The service can also move $1.6 billion in pay and allowances originally budgeted to service members who are now being separated from the force.

Other highlights from the reprogramming document include the Air Force’s request for $1 billion more in operations and maintenance funds, which includes $600 million “to support shortfalls for base communications throughout the US Central Command,” and which includes $200 million to support operations in there and $47 million for its Cyber Command.

A number of Air Force platforms would also take a hit. Funds for the F-15 would be cut by $13 million, C-130 funds drop by $33 million, and the C-135 request drops by $4.5 million. Unmanned systems, including the Global Hawk, Reaper and Predator vehicles, will lose out on $132 million in funding that was primarily earmarked for modifications and new payloads.

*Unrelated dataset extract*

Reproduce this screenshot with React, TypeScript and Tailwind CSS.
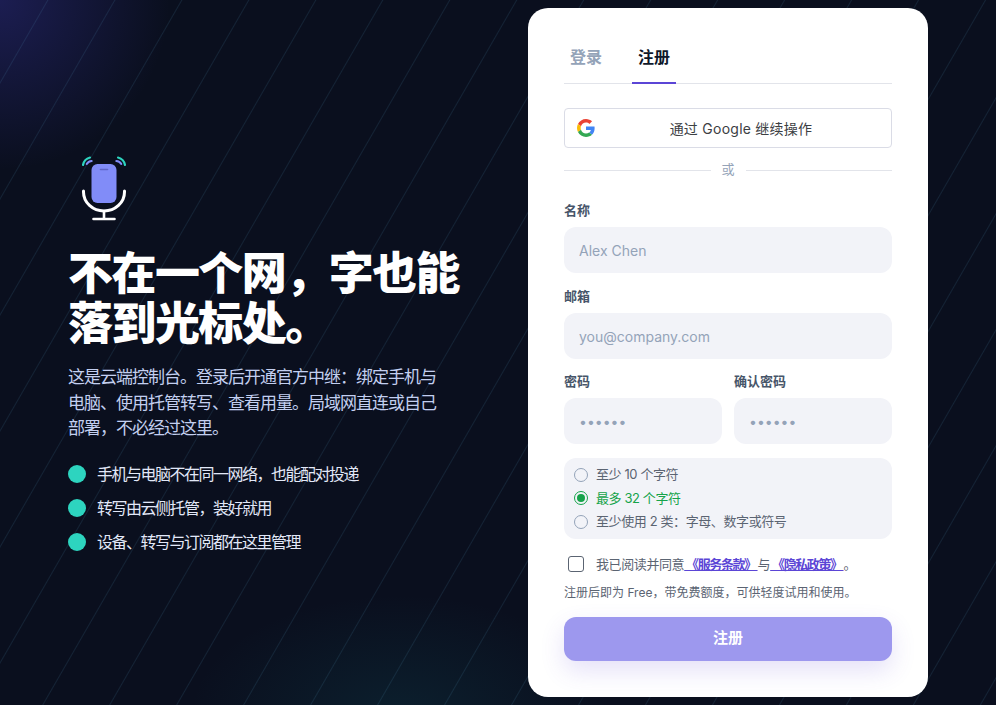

Missile and space procurement would drop by more than $192 million, with the largest cut coming from the Space-Based Infrared Systems (SBIRS) program due to a six-month slip on the production contract for satellites five and six. SBIRS is a key update for the Air Force’s space surveillance network.

The reprogramming also budgets a $62 million increase for “critical test assets” that will be used in electronic warfare tests for the F-35 joint strike fighter. Those assets include the development and procurement of 20 open-loop threat emulators and six closed-loop surface-to-air-missile simulators, along with infrastructure upgrades to Eglin Air Force Base and Patuxent River Naval Air Station, where the fifth-generation fighter is undergoing testing.

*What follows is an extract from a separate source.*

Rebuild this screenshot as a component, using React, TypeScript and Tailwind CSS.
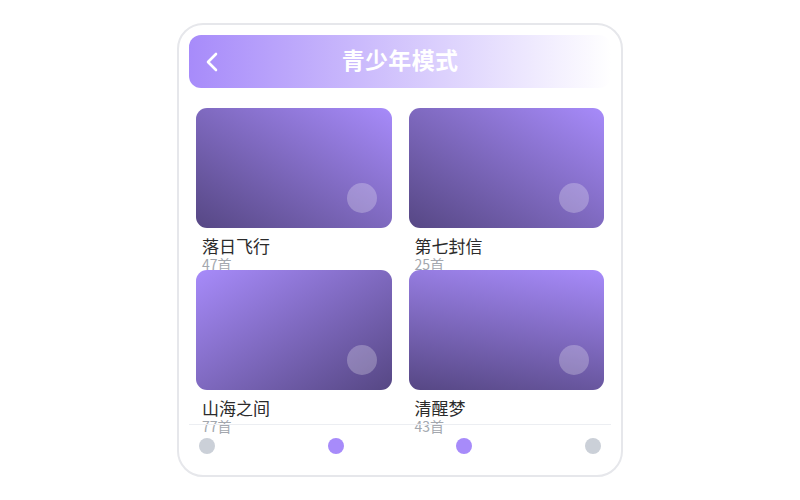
import React from "react";

const items = [
  { title: "落日飞行", count: "47首", grad: "bg-[linear-gradient(to_bottom_left,#a78bfa,#564784)]" },
  { title: "第七封信", count: "25首", grad: "bg-[linear-gradient(to_bottom_left,#a78bfa,#564784)]" },
  { title: "山海之间", count: "77首", grad: "bg-[linear-gradient(to_bottom_right,#a78bfa,#564784)]" },
  { title: "清醒梦", count: "43首", grad: "bg-[linear-gradient(190deg,#a78bfa,#564784)]" },
];

const dots = ["bg-[#cbd0d8]", "bg-[#a78bfa]", "bg-[#a78bfa]", "bg-[#cbd0d8]"];

export default function App() {
  return (
    <div
      className="w-full h-[500px] bg-white flex items-center justify-center"
      style={{ fontFamily: '"Noto Sans", "Noto Sans CJK SC", sans-serif' }}
    >
      <div className="w-[446px] h-[454px] border-2 border-[#e6e7eb] rounded-[26px] flex flex-col">
        <div className="mx-[10px] mt-[10px] h-[53px] rounded-[12px] bg-[linear-gradient(to_right,#a78bfa,#ffffff)] relative flex items-center justify-center pb-[5px]">
          <div className="absolute left-[16px] top-[17px]">
            <svg width="14" height="20" viewBox="0 0 14 20" fill="none">
              <path d="M11 2 L3 10 L11 18" stroke="white" strokeWidth="2.6" strokeLinecap="round" strokeLinejoin="round" />
            </svg>
          </div>
          <span className="text-white font-bold text-[23px] leading-none tracking-[0.3px]" style={{ fontFamily: '"Noto Sans CJK SC", sans-serif' }}>
            青少年模式
          </span>
        </div>
        <div className="flex-1 min-h-0 px-[17px] pt-5">
          <div className="grid grid-cols-2 gap-x-[17px] gap-y-4 auto-rows-[146px]">
            {items.map((it) => (
              <div key={it.title} className="flex flex-col">
                <div className={`h-[120px] rounded-[11px] relative shrink-0 ${it.grad}`}>
                  <div className="absolute right-[15px] bottom-[15px] w-[30px] h-[30px] rounded-full bg-white/25" />
                </div>
                <div className="mt-2 pl-[6px]" style={{ fontFamily: '"Noto Sans CJK SC", sans-serif' }}>
                  <div className="text-[17px] leading-[20px] font-normal text-[#2b2b2b]">{it.title}</div>
                  <div className="text-[14px] leading-[16px] font-normal text-[#a3a7ae]">{it.count}</div>
                </div>
              </div>
            ))}
          </div>
        </div>
        <div className="mx-[10px] mb-[8px] border-t border-[#eceef2] h-[43px] flex items-center justify-between px-[10px]">
          {dots.map((d, i) => (
            <div key={i} className={`w-4 h-4 rounded-full ${d}`} />
          ))}
        </div>
      </div>
    </div>
  );
}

The draft reprogramming proposal also includes more than $100 million earmarked to bulk up the cyber workforce. In April, a Pentagon official disclosed that the agency is still looking for 3,700 cyber experts to add to the payroll, and the draft directs funds to the Air Force and the National Security Agency toward that end.

The NSA would get an additional $89.3 million “to establish a trained and ready cyber workforce in direct support of US Cyber Command, Cyber Mission Force requirements.” Some of the funds would go toward military intelligence projects not specified in the draft.

The Air Force would move an additional $47.8 million to help it support Cyber Command both in growing the workforce and in providing infrastructure.